Invited Talk
in
Workshop: I Can’t Believe It’s Not Better (ICBINB): Failure Modes in the Age of Foundation Models
Dissociating Language and Thought in Large Language Models
Anna Ivanova
Today’s large language models (LLMs) routinely generate coherent, grammatical and seemingly meaningful paragraphs of text. This achievement has led to speculation that LLMs have become “thinking machines”, capable of performing tasks that require reasoning and/or world knowledge. In this talk, I will introduce a distinction between formal competence—knowledge of linguistic rules and patterns—and functional competence—understanding and using language in the world. This distinction is grounded in human neuroscience, which shows that formal and functional competence recruit different cognitive mechanisms. I will show that the word-in-context prediction objective has allowed LLMs to essentially master formal linguistic competence; however, pretrained LLMs still lag behind at many aspects of functional linguistic competence, prompting engineers to adopt specialized fune-tuning techniques and/or couple an LLM with external modules. I will illustrate the formal-functional distinction using the domains of English grammar and arithmetic, respectively.

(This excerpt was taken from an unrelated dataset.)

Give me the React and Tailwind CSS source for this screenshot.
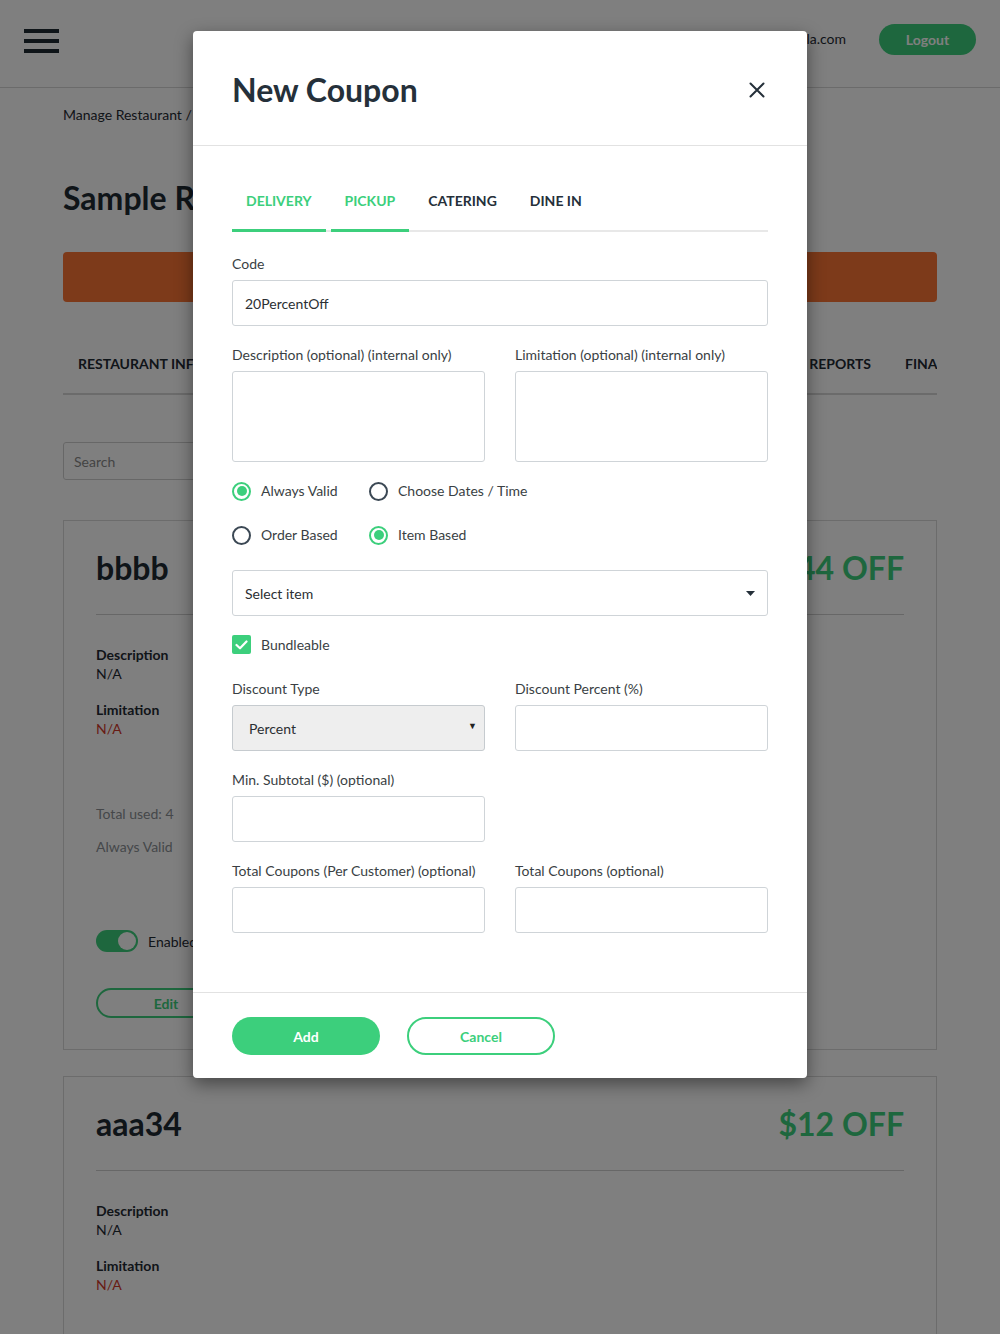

I will then turn to generalized world knowledge, a domain where this distinction is much less clear-cut, and discuss our efforts to leverage both cognitive science and NLP to develop systematic ways to probe generalized world knowledge in text-based LLMs. Overall, the formal/functional competence framework clarifies the discourse around LLMs, helps develop targeted evaluations of their capabilities, and suggests ways for developing better models of real-life language use.